Innovative twist given to classic Russian play

Thursday, November 6, 1997

Innovative twist given to classic Russian play

THEATER: Director has a new interpretation of Gogol’s ‘The
Inspector’

By Michael Gillette

Daily Bruin Contributor

Like Shakespeare, Nikolai Gogol is a writer whose plays demand a
careful and uniform approach. His works are like pieces of music,
and if a player is out of key, or – worse yet – out of tune, the
enjoyment of the whole is lost.

For a moment, this threatened to be the case at the Tabula Rasa
company’s production of Gogol’s best known play, "The Inspector."
The play, at Culver City’s Gascon Center Theater through Nov. 23,
is about a ne’er-do-well clerk, who is mistaken for a traveling
inspector by a pack of corrupt bureaucrats in a small town where he
has run out of cash. It opens with a scene where the frightened
city officials learn the news from this town’s governor.

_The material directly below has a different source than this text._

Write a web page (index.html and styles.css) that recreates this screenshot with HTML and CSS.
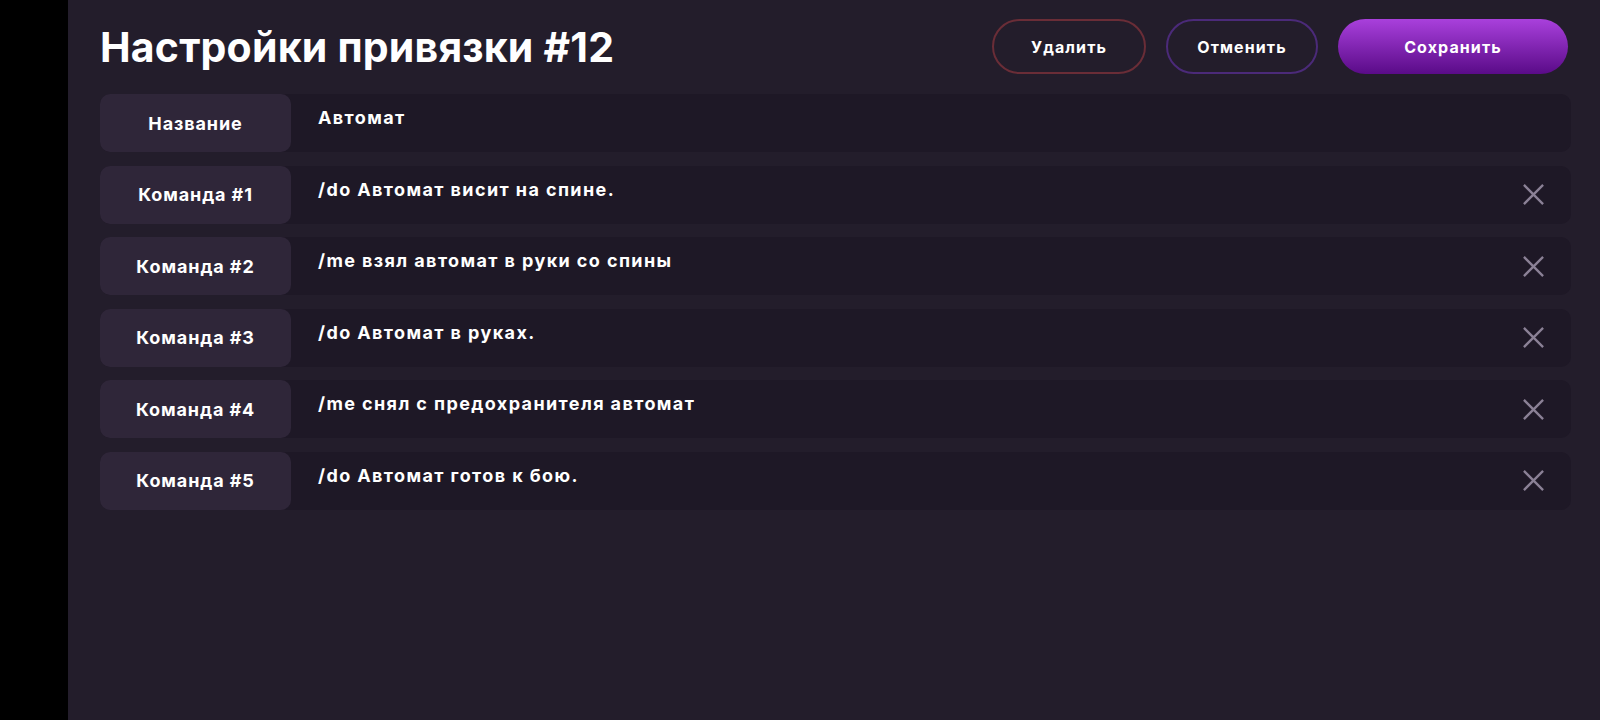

Rather than play the governor as the highest ranking fool in the
room, a man with authority but little wit or wherewithal, director
Phillip Cates has actor Hiram Casten as a cocky, blustering middle
management type, one who fancies himself as cut out for better
things, but who in fact seems ideally suited for his mediocre
station.

Casten swaggers his way through the scene, tugging at his lapels
and bellowing at his underlings. The laughter one would garner from
presenting a room full of petrified dolts vanish as a result,
leaving the players mugging for laughs. But the stage is set for
Cates’s second daring choice: the casting of the rogue clerk Ivan
Khlestakov with another cocky, blustering middle management type,
played by actor Chad Restum.

On the page, the part would seem to call for a sleazy, scrawny
Dostoevskivian type who has spent years slaving away at a copying
desk while cultivating his delusions of grandeur. Restum, however,
plays the character as a confident, if resentful, charlatan who,
while having failed at his first attempt at the high life, can
quite easily spot the townspeople mistake and take the fruits of it
as his just desserts.

The pairing of these two works beautifully. The one smugly
secure in the illusion that he’s solving his problem as he hands
over bribe after bribe, the other just as smug in the spirit of
entitlement with which he accepts them. The high point undoubtedly
comes at the end of the first act, where a drunken Ivan starts
spinning fantastic tales about his life in the capital: He’s a
dignitary! He’s a poet! Generals cower before him! The Czar enlists
his help! Etc.! Restum is fabulous as he stalks the stage, and
Kasten is just as fabulous, communicating that the governor has
been taken in, but watches, not in awe, but in expectation that
he’ll be sharing the good life with his new friend.

The rest of the cast is uniformly excellent. Special mention,
however, should be made of Andy Prosky, who plays Dobrovsky, and of
Joe Ochman in the small part of the waiter. Each manages to summon
up the bizarre, grotesque and almost other-worldly quality
unmistakable in Gogol’s prose, and all too rarely found in daily
life. Prosky is simply mesmerizing. His performance is a collection
of tics – bobbing, lisping, double-taking – that correspond
perfectly to the dim dilletanteis character. Ochman opts for the
opposite approach, playing the waiter with a willful lethargy. He
seems to approach the part as pure theater – the slow laugh, the
sleepy drawl – and any attempt to psychologize his motives would be
as ridiculous as the people painted in Gogol’s town.

Almost as fun as the scenario in this production is the
costuming, which seemed to offer a caricature of every preconceived
Russian stereotype, including: a Lenin-esque judge (Will Kepper); a
rustic, drunken school superintendent (Neil Larson) who might have
walked out of a Chagall painting; and a large carping babushka
struggling to look half her age (Sharon Madden). Even the lighting
scheme managed to give everything the yellowish tint one finds on
whatever picture a publisher puts on the cover of their edition of
"Crime and Punishment." Clearly, Phillip Cates and company have
served Gogol and the audience quite well with this production.

THEATER: "The Inspector" by Nikolai Gogol plays at the Gascon
Center Theater, 8737 Washington Blvd, Culver City through Nov. 23.